Freemasonry & the Deity

(Following are excerpts from the book, Masonic Rites and Wrongs, Steven Tsoukalas, P&R Publishing, Phillipsburg, NJ, 1995)

As we begin our critique of Masonic theology, there is a fundamental principle that needs to be understood. Common among Grand Lodges throughout the world is the practice that initiates state a trusting belief in a Supreme Being. He may believe in Allah, Jehovah, God [generically], Jesus, Krishna, Brahman, or another Deity.

Blue Lodge rituals throughout the world feature a prayer in the Entered Apprentice [first] degree: “Vouchsafe Thine aid, Almighty Father and Supreme Governor of the Universe, to this our present convention, and grant that this Candidate for Freemasonry may so dedicate and devote his life to Thy service as to become a true and faithful Brother among us. Endue him with a competency of Thy divine wisdom, that assisted by the secrets of our Masonic art, he may the better be enabled to unfold the beauties of true godliness, to the honour and glory of Thy Holy Name” (Emulation Ritual [London: Lewis Masonic, 1986], 67).

The Masonic name for God is T.G.A.O.T.U., “the Great Architect of the Universe.” The Masonic designation for God is a canopy designation, since, as will be shown, T.G.A.O.T.U. is able to contain in Himself all the various deities of different Masons. If Freemasonry requires of its initiates belief in a Supreme Being, then it is possible for men who believe in either Krishna or Jesus, Brahman or Vishnu, Allah or Jehovah to be Masons.

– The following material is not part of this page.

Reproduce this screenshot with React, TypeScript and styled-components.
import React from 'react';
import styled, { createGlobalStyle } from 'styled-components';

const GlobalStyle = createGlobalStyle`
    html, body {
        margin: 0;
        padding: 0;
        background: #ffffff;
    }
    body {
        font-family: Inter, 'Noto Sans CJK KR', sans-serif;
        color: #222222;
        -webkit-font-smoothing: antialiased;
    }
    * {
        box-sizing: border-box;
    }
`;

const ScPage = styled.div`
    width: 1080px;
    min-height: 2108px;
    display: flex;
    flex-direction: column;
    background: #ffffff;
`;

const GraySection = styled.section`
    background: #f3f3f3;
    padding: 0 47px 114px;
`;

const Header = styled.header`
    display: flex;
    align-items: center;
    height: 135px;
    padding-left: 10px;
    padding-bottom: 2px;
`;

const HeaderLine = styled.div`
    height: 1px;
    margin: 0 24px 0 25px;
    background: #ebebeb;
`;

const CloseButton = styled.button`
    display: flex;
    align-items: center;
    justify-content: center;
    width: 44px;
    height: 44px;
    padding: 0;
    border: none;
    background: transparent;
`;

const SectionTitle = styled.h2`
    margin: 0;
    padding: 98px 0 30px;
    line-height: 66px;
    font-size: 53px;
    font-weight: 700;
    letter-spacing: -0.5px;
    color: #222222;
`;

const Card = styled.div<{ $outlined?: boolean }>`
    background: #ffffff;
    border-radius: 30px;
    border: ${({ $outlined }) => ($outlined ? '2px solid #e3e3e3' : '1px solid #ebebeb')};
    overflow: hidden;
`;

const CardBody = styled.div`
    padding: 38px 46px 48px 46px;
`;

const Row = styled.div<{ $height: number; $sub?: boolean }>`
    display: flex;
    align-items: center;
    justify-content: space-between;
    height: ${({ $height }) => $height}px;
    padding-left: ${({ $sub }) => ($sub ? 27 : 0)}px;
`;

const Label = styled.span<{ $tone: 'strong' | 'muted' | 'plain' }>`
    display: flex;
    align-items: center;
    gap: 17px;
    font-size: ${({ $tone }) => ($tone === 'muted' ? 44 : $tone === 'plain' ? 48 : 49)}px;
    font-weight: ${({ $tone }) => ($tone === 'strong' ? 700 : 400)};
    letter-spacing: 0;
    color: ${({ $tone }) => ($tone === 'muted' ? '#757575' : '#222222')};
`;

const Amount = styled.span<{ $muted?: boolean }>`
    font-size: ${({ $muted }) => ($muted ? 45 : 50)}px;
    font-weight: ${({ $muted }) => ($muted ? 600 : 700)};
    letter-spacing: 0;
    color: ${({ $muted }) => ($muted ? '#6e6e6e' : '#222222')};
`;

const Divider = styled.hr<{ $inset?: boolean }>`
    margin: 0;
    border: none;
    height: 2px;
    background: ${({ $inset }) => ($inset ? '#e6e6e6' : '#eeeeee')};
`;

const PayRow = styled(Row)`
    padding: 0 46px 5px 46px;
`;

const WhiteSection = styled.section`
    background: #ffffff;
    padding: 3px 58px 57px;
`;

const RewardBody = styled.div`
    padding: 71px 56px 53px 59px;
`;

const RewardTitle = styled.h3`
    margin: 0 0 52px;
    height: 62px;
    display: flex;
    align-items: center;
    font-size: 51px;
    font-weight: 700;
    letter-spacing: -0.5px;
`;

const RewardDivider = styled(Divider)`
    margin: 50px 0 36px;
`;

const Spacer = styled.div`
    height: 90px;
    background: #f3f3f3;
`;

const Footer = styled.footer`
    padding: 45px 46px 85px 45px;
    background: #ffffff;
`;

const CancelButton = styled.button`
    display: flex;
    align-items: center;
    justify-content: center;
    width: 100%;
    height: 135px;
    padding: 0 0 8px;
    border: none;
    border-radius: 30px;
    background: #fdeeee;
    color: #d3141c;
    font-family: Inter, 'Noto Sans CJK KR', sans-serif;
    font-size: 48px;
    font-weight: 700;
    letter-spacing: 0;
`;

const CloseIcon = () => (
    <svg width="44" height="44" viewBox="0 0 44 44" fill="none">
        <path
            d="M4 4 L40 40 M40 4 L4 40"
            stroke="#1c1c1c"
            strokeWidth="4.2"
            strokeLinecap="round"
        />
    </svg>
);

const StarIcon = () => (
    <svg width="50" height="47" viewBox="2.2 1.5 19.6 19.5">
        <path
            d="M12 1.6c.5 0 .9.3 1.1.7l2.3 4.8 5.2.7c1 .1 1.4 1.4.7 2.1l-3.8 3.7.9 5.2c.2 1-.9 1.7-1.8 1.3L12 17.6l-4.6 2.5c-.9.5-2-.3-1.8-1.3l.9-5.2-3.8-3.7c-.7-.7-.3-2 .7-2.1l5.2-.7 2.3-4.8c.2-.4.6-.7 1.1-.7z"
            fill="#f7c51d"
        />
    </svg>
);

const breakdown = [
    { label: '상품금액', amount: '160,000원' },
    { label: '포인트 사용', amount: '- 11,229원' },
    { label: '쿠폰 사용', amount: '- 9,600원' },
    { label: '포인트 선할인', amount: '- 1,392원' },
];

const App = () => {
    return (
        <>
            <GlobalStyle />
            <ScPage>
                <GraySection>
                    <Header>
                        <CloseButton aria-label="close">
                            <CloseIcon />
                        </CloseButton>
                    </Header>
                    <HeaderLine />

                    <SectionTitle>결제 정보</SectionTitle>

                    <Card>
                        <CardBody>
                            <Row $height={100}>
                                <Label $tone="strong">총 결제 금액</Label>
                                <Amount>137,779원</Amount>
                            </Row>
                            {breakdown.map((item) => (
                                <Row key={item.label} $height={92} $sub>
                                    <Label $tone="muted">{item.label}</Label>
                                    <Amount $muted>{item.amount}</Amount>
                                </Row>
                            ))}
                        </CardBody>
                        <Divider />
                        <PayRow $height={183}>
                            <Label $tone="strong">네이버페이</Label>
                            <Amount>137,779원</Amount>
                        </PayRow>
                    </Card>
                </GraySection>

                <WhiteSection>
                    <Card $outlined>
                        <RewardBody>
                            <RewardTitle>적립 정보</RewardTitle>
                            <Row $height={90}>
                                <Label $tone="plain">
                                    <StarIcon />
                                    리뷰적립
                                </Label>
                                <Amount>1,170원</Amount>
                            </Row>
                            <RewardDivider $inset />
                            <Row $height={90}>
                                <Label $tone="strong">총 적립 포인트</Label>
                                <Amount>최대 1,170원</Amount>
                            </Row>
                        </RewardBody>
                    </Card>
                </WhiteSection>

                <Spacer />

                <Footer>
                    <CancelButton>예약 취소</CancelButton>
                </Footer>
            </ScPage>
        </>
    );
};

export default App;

Now what happens when a Muslim, a Hindu, a Unitarian, and a Christian attend the same Lodge meeting and bow their heads to the preceding prayer?

The answer is that during ritual [again, see the preceding prayer], prayers are offered, addressing T.G.A.O.T.U., and the person praying uses the pronouns “we” and/or “our,” meaning that T.G.A.O.T.U. is addressed by someone in behalf of all the Masons assembled…. [This] strengthens my observation that T.G.A.O.T.U. is a canopy designation for the Masonic God.

[Noted Masonic scholar Allen E. Roberts writes:] “You have learned that Freemasonry calls God ‘The Great Architect of the Universe.’ This is the Freemason’s special name for God, because He is universal. He belongs to all men regardless of their religious persuasion. All wise men acknowledge His authority. In his private devotions a Mason will pray to Jehovah, Mohammed, Allah, Jesus, or the Deity of His choice. In a Masonic Lodge, however, the Mason will find the name of his Deity within the Great Architect of the Universe” (The Craft and Its Symbols [Richmond: Macoy Publishing and Masonic Supply Co., 1974], 6).
This strongly implies that ritual seeks, at the very least, to take up all the various possible deities of Masons in any one particular Lodge room and bring them under the canopy designation T.G.A.O.T.U. Thus, Blue Lodge [foundational Masonry, the first three degrees] Freemasonry does define God! It does so in a most subtle way by not initially obligating the candidate to define which God he believes in, but then in practice placing all candidates’ gods under its canopy designation. By doing this the Craft [a synonym for Masonry] defines who God is.

End of excerpts

The canopy Deity of Freemasonry is clearly not the God of the Bible. Rather than defining God as He reveals Himself in the Bible–as Father, Son, and Holy Spirit–Freemasonry in offers an all-inclusive Deity.

As Christians we are sure to come into contact, either directly or indirectly, with Freemasonry. And we may need to communicate to a Mason who claims to be a Christian that Freemasonry is incompatible with Christianity.

I recommend asking them these questions: (1) Who is the God of the Bible? (2) Does Freemasonry call God “The Great Architect of the Universe”? (3) Can Masons be Hindus, Unitarians, Muslims, Buddhists, etc.? (4) I s this prayer given in your Lodge (read to them the “Vouchsafe Thine aid…” prayer)? (5) Is it possible for Hindus, Buddhists, Unitarians, Muslims, and Christians to pray together in a Lodge room? (6) Is ONE Deity being addressed in this prayer and in other prayers in your Lodge? (7) Does Freemasonry define this God as the biblical triune God? (8) Then just who is being prayed to?